Il pensiero corre ancora alle immagini di Bolzaneto. «In altri paesi — continua — probabilmente sarebbero state arrestate molte più persone. In Italia non esiste il reato di tortura. Ma soprattutto non c’è modo per i cittadini di identificare le forse dell’ordine. Un agente in divisa può chiederci i nostri dati, ma noi non abbiamo alcun dettaglio che ci aiuti, come un numero di matricola. Amnesty lo chiede da tempo». Dal G8 di Genova l’attenzione si sposta sui fatti di San Sebastiano, con un rovesciamento della visuale: «Quanti di quegli agenti — chiede Anastasia, che da presidente dell’associazione Antigone si occupa di diritti e garanzie del sistema penale,— potevano ribellarsi all’ordine della violenza?».
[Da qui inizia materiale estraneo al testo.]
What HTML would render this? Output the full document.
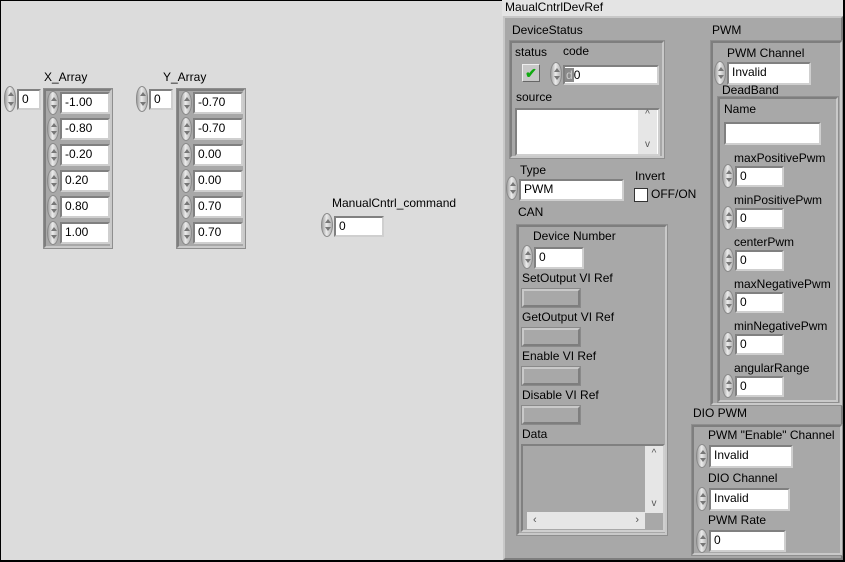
<!DOCTYPE html>
<html><head><meta charset="utf-8"><style>
*{box-sizing:border-box;margin:0;padding:0}
body{width:845px;height:562px;overflow:hidden;background:#dcdcdc;font-family:"Liberation Sans",sans-serif;font-size:12px;color:#000;position:relative}
.a{position:absolute;white-space:nowrap;line-height:13px;margin-top:-1px}
.frame{position:absolute;border:2px solid;border-color:#7e7e7e #c9c9c9 #c9c9c9 #7e7e7e;outline:1px solid #8e8e8e}
.box{position:absolute;background:#fff;border:2px solid;border-color:#808080 #cfcfcf #cfcfcf #808080;padding-left:3px;font-size:12px;line-height:16px}
.sp{position:absolute;width:12px;border-radius:6px/12px;background:linear-gradient(90deg,#a0a0a0,#ececec 45%,#b0b0b0);border:1px solid #8a8a8a}
.sp:before,.sp:after{content:"";position:absolute;left:3px;border-left:3px solid transparent;border-right:3px solid transparent}
.sp:before{top:5px;border-bottom:4px solid #777}
.sp:after{bottom:5px;border-top:4px solid #777}
.ref{position:absolute;background:#a8a8a8;border:2px solid;border-color:#c9c9c9 #7e7e7e #7e7e7e #c9c9c9;outline:1px solid #8a8a8a}
</style></head><body>
<div style="position:absolute;left:0;top:0;width:845px;height:562px;border:1px solid #000;border-right-width:2px;border-bottom-width:2px"></div>

<div class="a" style="left:44px;top:72px">X_Array</div>
<div class="sp" style="left:4px;top:86px;height:26px"></div>
<div class="box" style="left:17px;top:89px;width:24px;height:21px">0</div>
<div class="frame" style="left:44px;top:89px;width:68px;height:159px;background:#a8a8a8"></div>
<div class="a" style="left:163px;top:72px">Y_Array</div>
<div class="sp" style="left:136px;top:86px;height:26px"></div>
<div class="box" style="left:149px;top:89px;width:24px;height:21px">0</div>
<div class="frame" style="left:177px;top:89px;width:68px;height:159px;background:#a8a8a8"></div>

<div class="sp" style="left:47px;top:91px;height:24px"></div><div class="box" style="left:60px;top:92px;width:50px;height:22px">-1.00</div>
<div class="sp" style="left:47px;top:117px;height:24px"></div><div class="box" style="left:60px;top:118px;width:50px;height:22px">-0.80</div>
<div class="sp" style="left:47px;top:143px;height:24px"></div><div class="box" style="left:60px;top:144px;width:50px;height:22px">-0.20</div>
<div class="sp" style="left:47px;top:169px;height:24px"></div><div class="box" style="left:60px;top:170px;width:50px;height:22px">0.20</div>
<div class="sp" style="left:47px;top:195px;height:24px"></div><div class="box" style="left:60px;top:196px;width:50px;height:22px">0.80</div>
<div class="sp" style="left:47px;top:221px;height:24px"></div><div class="box" style="left:60px;top:222px;width:50px;height:22px">1.00</div>

<div class="sp" style="left:180px;top:91px;height:24px"></div><div class="box" style="left:193px;top:92px;width:50px;height:22px">-0.70</div>
<div class="sp" style="left:180px;top:117px;height:24px"></div><div class="box" style="left:193px;top:118px;width:50px;height:22px">-0.70</div>
<div class="sp" style="left:180px;top:143px;height:24px"></div><div class="box" style="left:193px;top:144px;width:50px;height:22px">0.00</div>
<div class="sp" style="left:180px;top:169px;height:24px"></div><div class="box" style="left:193px;top:170px;width:50px;height:22px">0.00</div>
<div class="sp" style="left:180px;top:195px;height:24px"></div><div class="box" style="left:193px;top:196px;width:50px;height:22px">0.70</div>
<div class="sp" style="left:180px;top:221px;height:24px"></div><div class="box" style="left:193px;top:222px;width:50px;height:22px">0.70</div>

<div class="a" style="left:332px;top:198px">ManualCntrl_command</div>
<div class="sp" style="left:321px;top:213px;height:24px"></div>
<div class="box" style="left:334px;top:216px;width:50px;height:21px">0</div>

<div style="position:absolute;left:502px;top:0;width:341px;height:16px;background:#e4e4e4"></div>
<div class="a" style="left:505px;top:2px">MaualCntrlDevRef</div>
<div style="position:absolute;left:503px;top:16px;width:340px;height:544px;background:#a8a8a8;border:2px solid;border-color:#c8c8c8 #7e7e7e #7e7e7e #c8c8c8"></div>

<div class="a" style="left:512px;top:25px">DeviceStatus</div>
<div class="frame" style="left:510px;top:41px;width:154px;height:117px"></div>
<div class="a" style="left:515px;top:47px">status</div>
<div class="a" style="left:563px;top:46px">code</div>
<div style="position:absolute;left:522px;top:64px;width:18px;height:18px;background:#c8c8c8;border:1px solid;border-color:#eee #666 #666 #eee;color:#1a1;font-weight:bold;font-size:14px;line-height:16px;text-align:center">✔</div>
<div class="sp" style="left:550px;top:62px;height:24px"></div>
<div style="position:absolute;left:563px;top:65px;width:96px;height:20px;background:#fff;border:2px solid;border-color:#808080 #cfcfcf #cfcfcf #808080;font-size:12px;line-height:16px"><span style="background:#8a8a8a;color:#ccc;padding:0 1px">d</span>0</div>
<div class="a" style="left:516px;top:92px">source</div>
<div class="box" style="left:515px;top:108px;width:145px;height:48px"></div>
<div style="position:absolute;left:638px;top:110px;width:19px;height:44px;background:#e6e6e6;font-size:10px;color:#555;text-align:center;line-height:10px">^<br><br><br>v</div>

<div class="a" style="left:520px;top:165px">Type</div>
<div class="sp" style="left:506px;top:176px;height:24px"></div>
<div class="box" style="left:519px;top:179px;width:105px;height:22px">PWM</div>
<div class="a" style="left:635px;top:171px">Invert</div>
<div style="position:absolute;left:634px;top:188px;width:14px;height:14px;background:#fff;border:1px solid #333"></div>
<div class="a" style="left:651px;top:189px">OFF/ON</div>

<div class="a" style="left:518px;top:207px">CAN</div>
<div class="frame" style="left:517px;top:225px;width:150px;height:310px"></div>
<div class="a" style="left:533px;top:231px">Device Number</div>
<div class="sp" style="left:521px;top:245px;height:24px"></div>
<div class="box" style="left:534px;top:247px;width:50px;height:22px">0</div>
<div class="a" style="left:522px;top:273px">SetOutput VI Ref</div>
<div class="ref" style="left:522px;top:289px;width:58px;height:18px"></div>
<div class="a" style="left:522px;top:312px">GetOutput VI Ref</div>
<div class="ref" style="left:522px;top:328px;width:58px;height:18px"></div>
<div class="a" style="left:522px;top:351px">Enable VI Ref</div>
<div class="ref" style="left:522px;top:367px;width:58px;height:18px"></div>
<div class="a" style="left:522px;top:390px">Disable VI Ref</div>
<div class="ref" style="left:522px;top:406px;width:58px;height:18px"></div>
<div class="a" style="left:522px;top:429px">Data</div>
<div style="position:absolute;left:521px;top:444px;width:144px;height:88px;background:#a8a8a8;border:2px solid;border-color:#808080 #cfcfcf #cfcfcf #808080"></div>
<div style="position:absolute;left:645px;top:446px;width:18px;height:67px;background:#e6e6e6;font-size:10px;color:#555;text-align:center;line-height:10px;padding-top:3px">^<br><br><br><br><br>v</div>
<div style="position:absolute;left:527px;top:512px;width:118px;height:17px;background:#e6e6e6;font-size:11px;color:#555;line-height:17px;padding:0 6px">‹<span style="float:right">›</span></div>

<div class="a" style="left:712px;top:25px">PWM</div>
<div class="frame" style="left:711px;top:41px;width:131px;height:364px"></div>
<div class="a" style="left:727px;top:48px">PWM Channel</div>
<div class="sp" style="left:714px;top:61px;height:24px"></div>
<div class="box" style="left:727px;top:62px;width:84px;height:23px">Invalid</div>
<div class="a" style="left:722px;top:85px">DeadBand</div>
<div class="frame" style="left:718px;top:97px;width:120px;height:305px"></div>
<div class="a" style="left:724px;top:104px">Name</div>
<div class="box" style="left:724px;top:122px;width:97px;height:23px"></div>
<div class="a" style="left:734px;top:153px">maxPositivePwm</div>
<div class="sp" style="left:722px;top:164px;height:24px"></div><div class="box" style="left:735px;top:166px;width:49px;height:21px">0</div>
<div class="a" style="left:734px;top:195px">minPositivePwm</div>
<div class="sp" style="left:722px;top:206px;height:24px"></div><div class="box" style="left:735px;top:208px;width:49px;height:21px">0</div>
<div class="a" style="left:734px;top:237px">centerPwm</div>
<div class="sp" style="left:722px;top:248px;height:24px"></div><div class="box" style="left:735px;top:250px;width:49px;height:21px">0</div>
<div class="a" style="left:734px;top:279px">maxNegativePwm</div>
<div class="sp" style="left:722px;top:290px;height:24px"></div><div class="box" style="left:735px;top:292px;width:49px;height:21px">0</div>
<div class="a" style="left:734px;top:321px">minNegativePwm</div>
<div class="sp" style="left:722px;top:332px;height:24px"></div><div class="box" style="left:735px;top:334px;width:49px;height:21px">0</div>
<div class="a" style="left:734px;top:363px">angularRange</div>
<div class="sp" style="left:722px;top:374px;height:24px"></div><div class="box" style="left:735px;top:376px;width:49px;height:21px">0</div>

<div class="a" style="left:693px;top:408px">DIO PWM</div>
<div class="frame" style="left:692px;top:425px;width:150px;height:130px"></div>
<div class="a" style="left:708px;top:430px">PWM "Enable" Channel</div>
<div class="sp" style="left:696px;top:444px;height:24px"></div>
<div class="box" style="left:709px;top:445px;width:84px;height:23px">Invalid</div>
<div class="a" style="left:708px;top:473px">DIO Channel</div>
<div class="sp" style="left:696px;top:487px;height:24px"></div>
<div class="box" style="left:709px;top:488px;width:81px;height:23px">Invalid</div>
<div class="a" style="left:708px;top:515px">PWM Rate</div>
<div class="sp" style="left:696px;top:529px;height:24px"></div>
<div class="box" style="left:709px;top:530px;width:77px;height:22px">0</div>
</body></html>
Lo svuotamento delle carceri continua ancora a dividere, ma è proprio Anastasia a difende la scelta dell’indulto: «E’ stata coraggiosa e giusta — sostiene —, non si potevano tenere sei detenuti in celle pensate per due persone e farli rimanere lì per anni in condizioni di completa illegalità. La maggior parte dei soggetti liberati non è rientrata in carcere. Ma subito dopo l’indulto è mancata una politica che evitasse un nuovo sovraffollamento a pochi mesi di distanza».
Il ruolo della stampa è letto da tutti come cruciale, ma in senso negativo. Franco Uda accusa i titoli urlati, piegati al sensazionalismo, che non fanno altro che aumentare il senso di paura. Gianni Manca denuncia chi omette le provenienze dei clandestini, perché bisognerebbe chiarire che moltissimi fuggono da decenni di conflitti e potrebbero chiedere asilo, se l’Italia avesse una legge chiara in materia. «Invece li respingiamo, violando anche i trattati internazionali».
Poco più tardi il grande schermo ha portato in primo piano ancora il carcere dell’Asinara, ripreso in alcune immagini di «Fine pena mai» di Davide Barletti e Lorenzo Conte, presentato proprio da Barletti e dallo sceneggiatore Marco Saura. La prigione ha preso poi le sembianze dei corpi delle «ragazze esili» di Maria Teresa Camoglio. La regista sassarese ha presentato in anteprima assoluta «Die dünnen Mädchen», il suo documentario sull’anoressia.